N° 2. Exemplaire de Gaston Calmette, le dédicataire, assassiné le 18 mars 1914. “Cet exemplaire, écrit Chalvet, aurait été acheté par Auguste Blaizot à [Le Gueltel, et non Le Garrec que Chalvet corrige dans plusieurs exemplaires], qui l’avait lui-même acquis, dans une manette, à l’Hôtel Drouot, lors de la dispersion des livres de Gaston Calmette. Ce n° 2 serait donc l’exemplaire du dédicataire”. Blaizot (ou un associé) le vendit à la duchesse Sforza. Il apparaît broché, sans précision de numéro, dans sa vente du 8 décembre 1933, experts Besombes et Giraud-Badin n° 575, où il fut adjugé 15 200 F à Blaizot (aimable confirmation du successeur de la Librairie Giraud-Badin, M. Jérôme Delcamp). Blaizot le racheta très probablement en pensant à Laurent Meeûs, qui le fit relier par son relieur attitré Georges Mercier en maroquin noir janséniste (cf. Wittock, 1982, n° 1405). Simonson, qui eut la collection en dépôt des mains de Mme Meeûs en octobre 1950, céda l’exemplaire à son ami Charles Hayoit (Sotheby’s, IV, 2001, lot 1157) ; on le retrouve ensuite dans la collection P. Leroy (Sotheby’s, juin 2007, lot 79).



N° 3. Exemplaire dédicacé au peintre Jean Béraud, broché. Décrit pour la première fois dans le catalogue n° 53 de Pierre Berès (1953 ?), n° 293, et gratifié d’une fiche squelettique qui ne spécifie rien sinon le prix le plus élevé du catalogue à 2 200 000 F (y était aussi vendu l’exemplaire d’Adolphe qui appartiendra à Simonson, voir notre lot 111). Exposé à l’exposition Marcel Proust en son temps, au Musée Jacquemart-André en 1971, n° 350a (collection particulière), il fut acheté à Georges Blaizot par Louis de Sadeleer en octobre 1972 au prix de 77 000 F.



N° 4. Exemplaire dédicacé le 20 avril 1918 à Jacques de Lacretelle, broché. Collection Paul Voûte, Drouot, 11/3/ 1938, n° 472, Georges Blaizot expert. Acheté 42 000 F par Ronald Davis (selon une annotation de Simonson dans son catalogue), sans doute directement pour sa cliente Alexandrine de Rothschild. Exemplaire disparu pendant la guerre.

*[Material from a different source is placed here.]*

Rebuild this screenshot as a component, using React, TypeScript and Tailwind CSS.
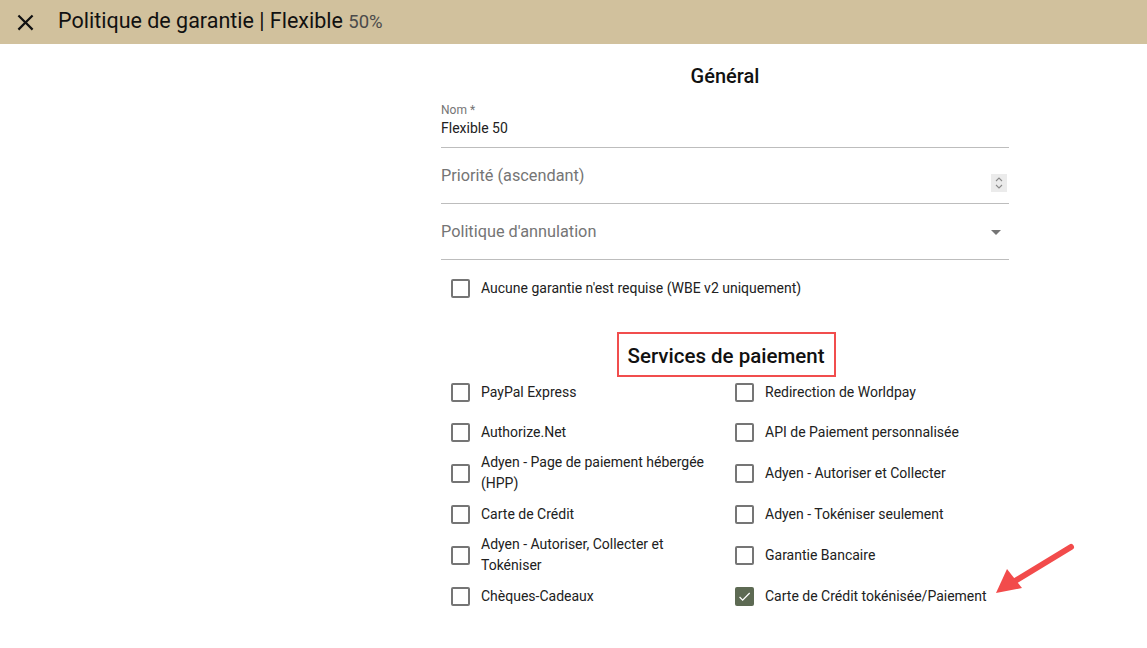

N° 5. Exemplaire dédicacé à Louis Brun, directeur des éditions Grasset. Relié par Huser. Dans sa vente en 1942, Andrieux expert.



Quelques tavelures sur le second plat, sinon dans sa pure reliure d'origine.

Provenance

Raoul Simonson. Nous ignorons quand et à qui Simonson a acheté cet exemplaire. Il le donna à sa fille, collectionneuse et critique de Proust.

Literature

M. Chalvet, "Du côté de chez Swann. Liste des exemplaires de l’édition originale, tirés sur Japon et sur Hollande", in Le Livre et l’Estampe, avril 1956, n° 6. -- M. Brun, "Contribution à l'étude des premiers tirages de l'édition originale de Du côté de chez Swann", in Le Livre et l’Estampe, 1966. — L. Daudet, Autour de soixante lettres de Marcel Proust, 1929. — M. Proust, Mon cher petit. Lettres à Lucien Daudet, édition de M. Bonduelle, 1991.